L’enjeu du scrutin est pourtant pluriel, et dépasse les seules TPE. Avec ce dernier, les salariés des petites entreprises déterminent certes la «couleur» syndicale des Commissions paritaires régionales interprofessionnelles (CPRI), instance qui assure depuis 2017 une mission de conseil et de médiation auprès des salariés et employeurs de ces petites structures. Mais les résultats du vote contribuent aussi à la mesure de l’audience des organisations syndicales et à la détermination de leur représentativité pour leur permettre de désigner des conseillers aux prud’hommes et signer des conventions de branche ou interprofessionnelles. Autant dire que le scrutin (dont les résultats s’additionnent aux suffrages des salariés agricoles et à ceux exprimés dans les entreprises de plus de onze salariés pour les comités sociaux et économiques clos le 31 décembre 2020) est surveillé de près par les centrales.

Bagarre syndicale

«Ce n’est pas simplement un enjeu électoral, mais aussi un enjeu de visibilité de ces travailleurs», assurait Laurent Berger, la semaine dernière. Rappelant que les travailleurs des TPE sont aussi, pour une part importante, ceux de la «deuxième ligne», particulièrement exposés pendant la crise. Et toujours en attente d’une revalorisation de leur métier. Mais le numéro 1 de la CFDT ne minorait pas pour autant l’enjeu électoral et la bagarre syndicale pour rafler la première place : «Là, le vote de la semaine prochaine va être extrêmement déterminant.»

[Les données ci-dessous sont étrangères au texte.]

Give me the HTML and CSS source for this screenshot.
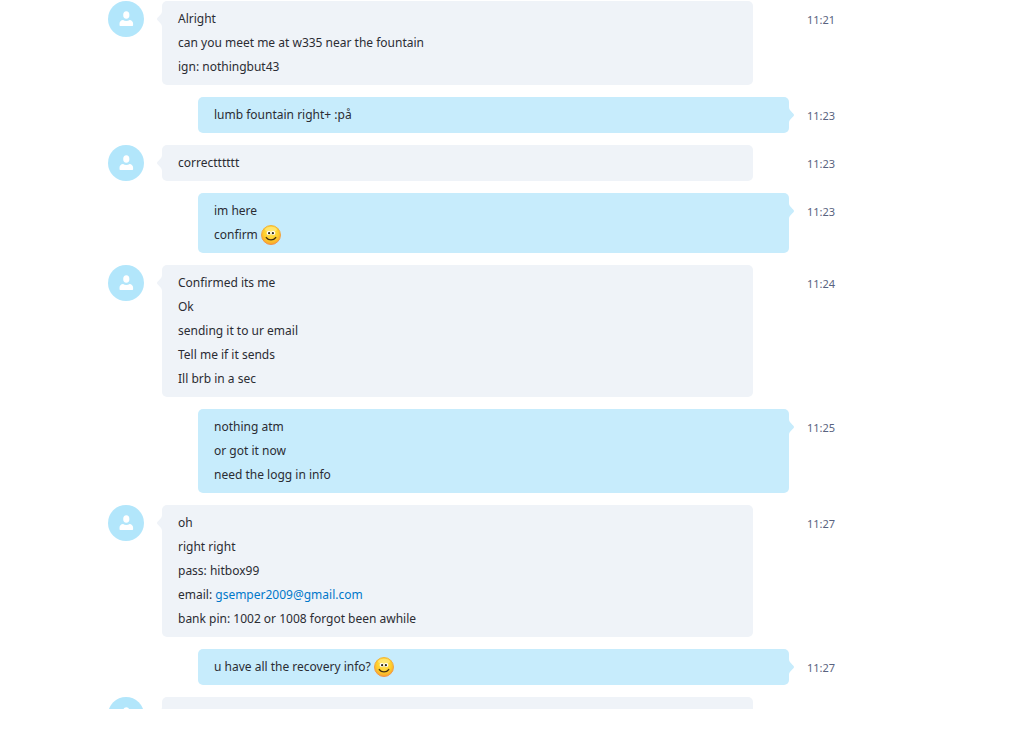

Lors de la précédente édition de 2017, la CGT a remporté la première place avec 25,12 % des suffrages exprimés devant la CFDT (15,49 %), suivie par FO (13,01 %). Mais l’avance de la centrale de Philippe Martinez dans les petites entreprises n’avait pas suffi à sauver sa place de premier syndicat de France, au profit de la CFDT. Une première historique pour la centrale de Laurent Berger qui espère encore «réduire l’écart» avec la CGT, cette année, sur le terrain des TPE. Et conserver ainsi sa place de «premier syndicat de France». «On va essayer de faire mieux que la dernière fois», explique Berger. Résultats des courses le 16 avril pour ce scrutin des très petites entreprises, et le 31 mai pour la mesure de l’audience nationale interprofessionnelle.